A parallel numerical algorithm by combining MPI and OpenMP programming models with applications in gravity field recovery

Satellite gravimetry missions have enabled the calculation of high-accuracy and high-resolution Earth gravity field models from satellite-to-satellite tracking data and gravitational gradients. However, calculating high maximum degree/order (e.g., 240 or even higher) gravity field models using the least squares method is time-consuming due to the vast amount of gravimetry observations. To improve calculation efficiency, a parallel algorithm has been developed by combining Message Passing Interface (MPI) and Open Multi-Processing (OpenMP) programming models to calculate and invert normal equations for the Earth gravity field recovery. The symmetrical feature of normal equations has been implemented to speed up the calculation progress and reduce computation time. For example, the computation time to generate the normal equation of an IGGT_R1 test version of degree/order 240 was reduced from 88 h to 27 h by considering the symmetrical feature. Here, the calculation was based on the high-performance computing cluster with 108 cores in the School of Geodesy and Geomatics, at Wuhan University.

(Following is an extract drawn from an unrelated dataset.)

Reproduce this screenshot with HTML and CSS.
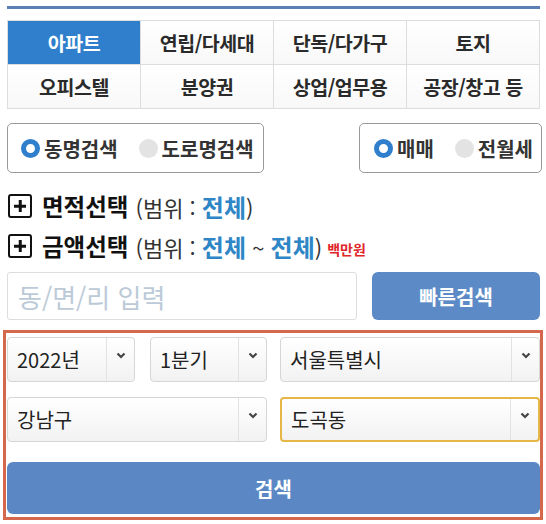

Additionally, the MPI parallel Gaussian-Jordan elimination method was modified to invert normal equation matrices and scaled up to 100 processor cores in this study while the traditional method was limited in a certain number of processors. Furthermore, the Cholesky decomposition from the ScaLAPACK library was used to compare with the parallel Gauss-Jordan elimination method. The numerical algorithm has effectively reduced the amount of calculation and sped up the calculation progress, and has been successfully implemented in applications such as building the gravity field models IGGT_R1 and IGGT_R1C.